Il porporato ha voluto ringraziare quanti “con resilienza si sono sobbarcati la fatica di rimettere mano al testo e di tessere, spesso faticosamente, le bellissime trame della comunione”. Se il Cammino sinodale come percorso “oggi è terminato – ha aggiunto – ci accompagnerà lo stile sinodale che ci spinge a realizzare nel tempo, consapevoli delle urgenze, quello che abbiamo intuito, discusso, messo per iscritto e infine votato. Questo cammino inedito, nella forma, rappresenta uno sviluppo dei convegni ecclesiali che hanno caratterizzato la vita della Chiesa in Italia fin dal post Concilio. Sempre camminando insieme alla Chiesa universale, al suo Sinodo Generale, per vivere e trasmettere la fede nella tradizione e nella comunione”.

Messaggio al Papa: adottare sinodalità come mentalità

Al termine della votazione del documento di sintesi, l’Assemblea sinodale ha rivolto un messaggio di ringraziamento a Papa Leone XIV, ricordando anche il sostegno costante di Papa Francesco, che nel 2021 aveva voluto l’avvio del Cammino. “L’Assemblea sinodale, che abbiamo celebrato questa mattina, ha segnato l’ultimo atto ufficiale del percorso nazionale. Con il voto del Documento di sintesi affidiamo i frutti del nostro ‘camminare insieme’ al discernimento dei Pastori, perché preparino le prospettive pastorali che accompagneranno le Chiese in Italia nei prossimi anni”, scrivono i vescovi.

Nel testo indirizzato al Pontefice, i presuli esprimono “gioia per il cammino compiuto dalle Chiese in Italia” e “affetto filiale e sincera gratitudine” per l’attenzione del Papa. “Ci siamo ritrovati insieme a Lei, nel contesto del Giubileo delle Equipe sinodali e degli Organismi di partecipazione, per rinnovare la professione di fede e invocare il dono dello Spirito. Grazie, Padre Santo, per il suo invito a ‘essere uniti e riunirci per essere quel segno autentico di speranza, ma anche un’espressione molto reale della carità cristiana, dell’amore fraterno e della cura reciproca’”.

I vescovi italiani hanno voluto sottolineare infine come “in questi anni – dal 2021 al 2025 – non è mai venuto meno il sostegno di Pietro, dapprima con Francesco, che ha voluto il Cammino sinodale, e poi con Lei, che ha dato un’indicazione preziosa nell’incontro con l’Episcopato italiano lo scorso 17 giugno: ‘Andate avanti nell’unità – ha detto in quell’occasione – specialmente pensando al Cammino sinodale. […] Restate uniti e non difendetevi dalle provocazioni dello Spirito. La sinodalità diventi mentalità, nel cuore, nei processi decisionali e nei modi di agire’”.
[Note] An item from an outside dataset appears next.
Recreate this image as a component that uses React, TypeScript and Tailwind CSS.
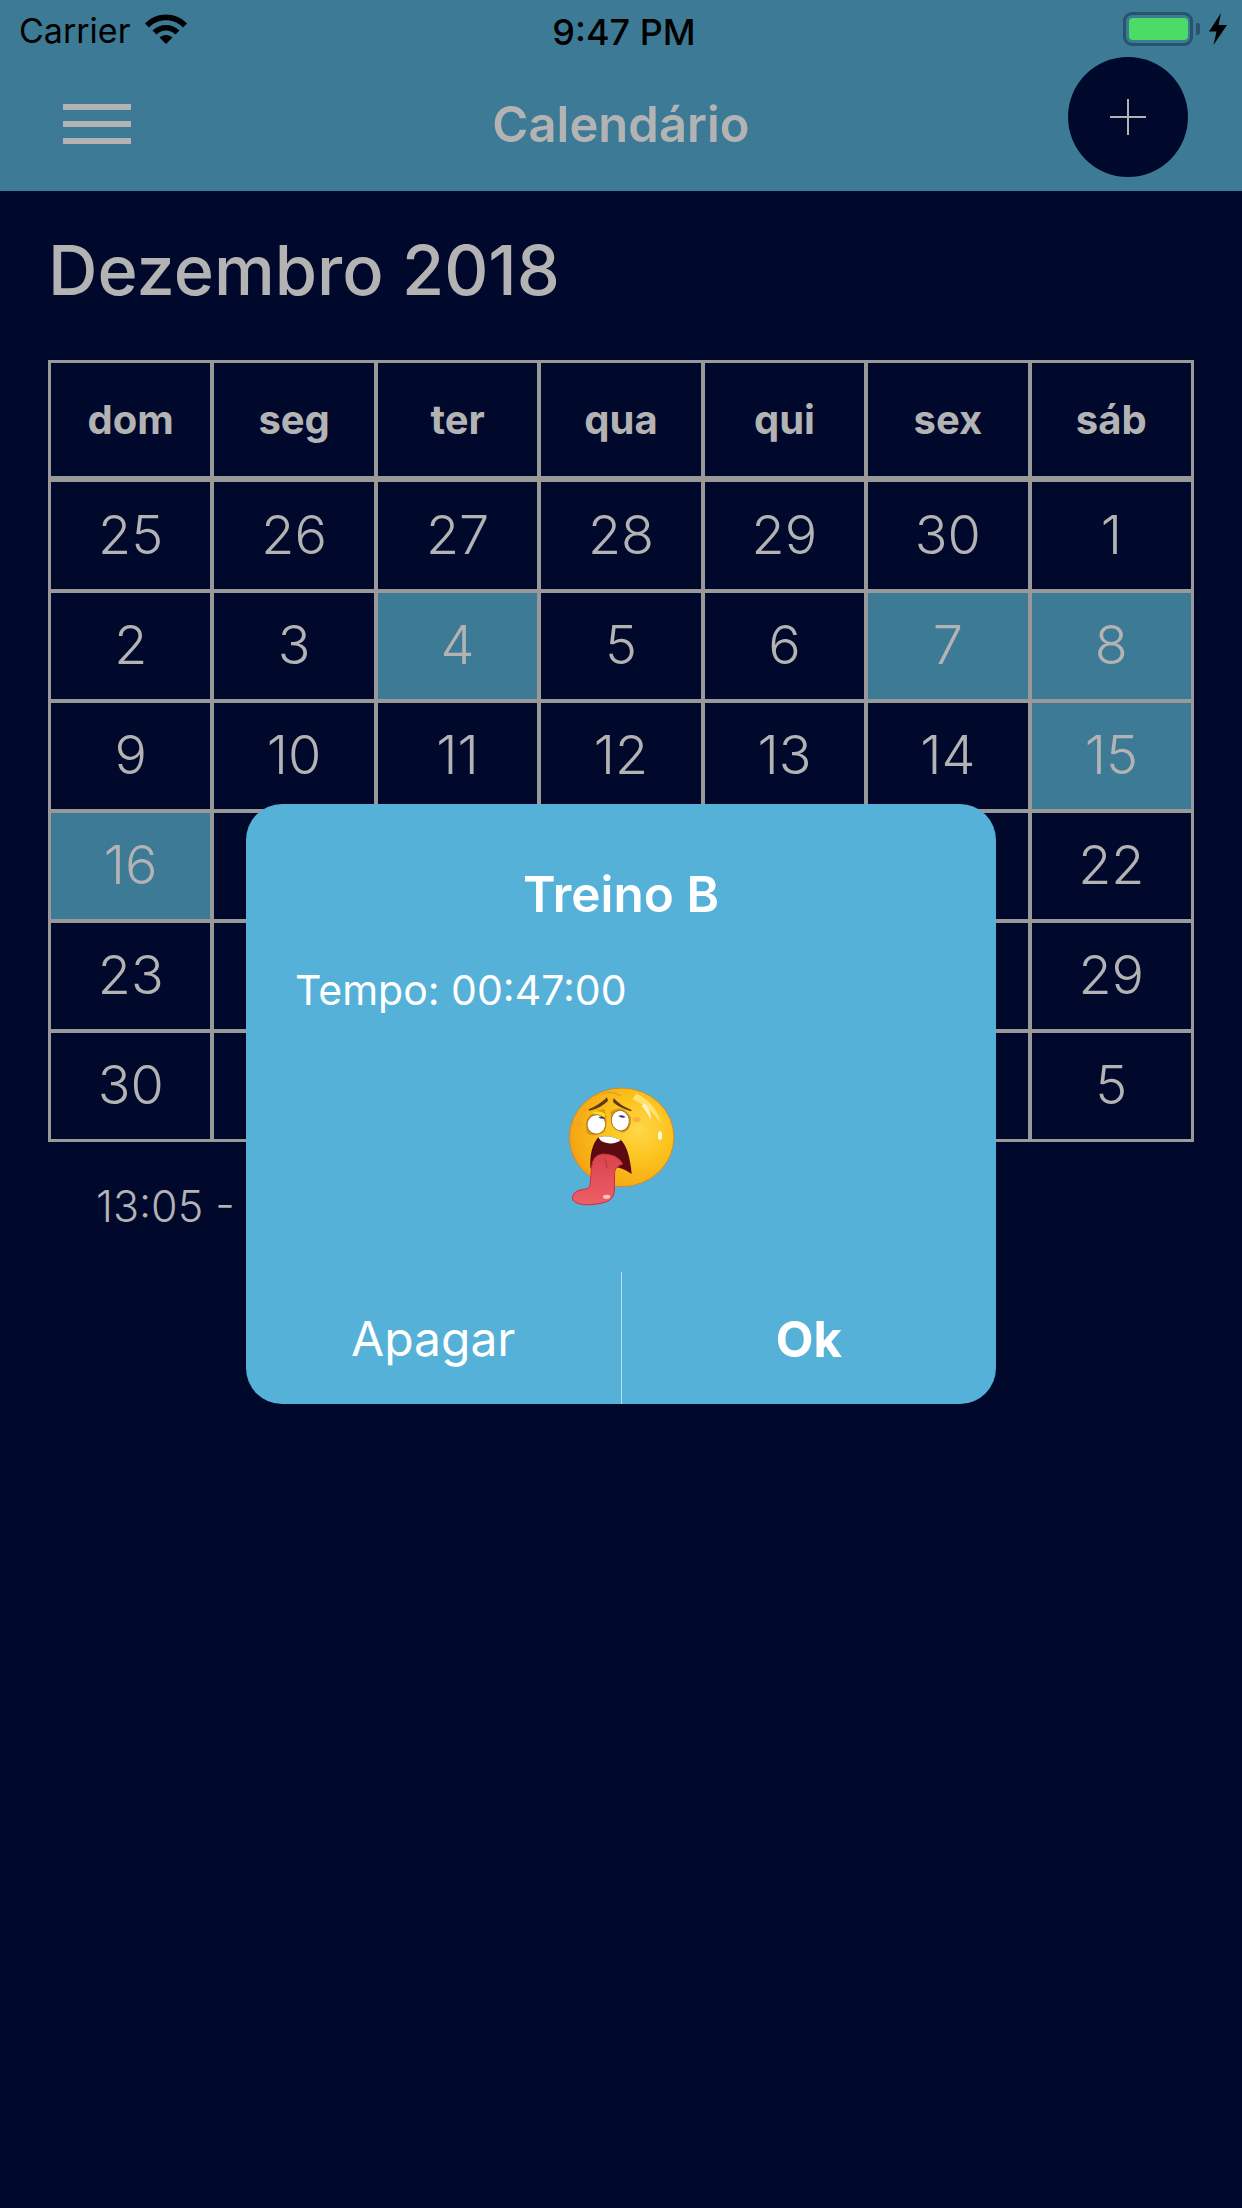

“Assumiamo questo auspicio come impegno concreto da incarnare e vivere sin d’ora”, prosegue il messaggio, che riconosce nel metodo sinodale “uno stile di vita e di missione” maturato anche attraverso le difficoltà della pandemia. “Il Cammino sinodale, ritmato dalla preghiera, dall’ascolto e dalla partecipazione, ci ha aiutato a riscoprire lo stile della vita e della missione della Chiesa. E questo in un tempo inedito per tutti, qual è stato quello della pandemia”.

Con la conclusione del Cammino sinodale, la Chiesa italiana si prepara dunque a una nuova fase: trasformare le intuizioni e le esperienze maturate in scelte pastorali condivise, nella consapevolezza – come ha ricordato il cardinale Zuppi – che “camminare insieme è la condizione per trasmettere la fede nel tempo presente e per aprire la Chiesa alle sfide del futuro”.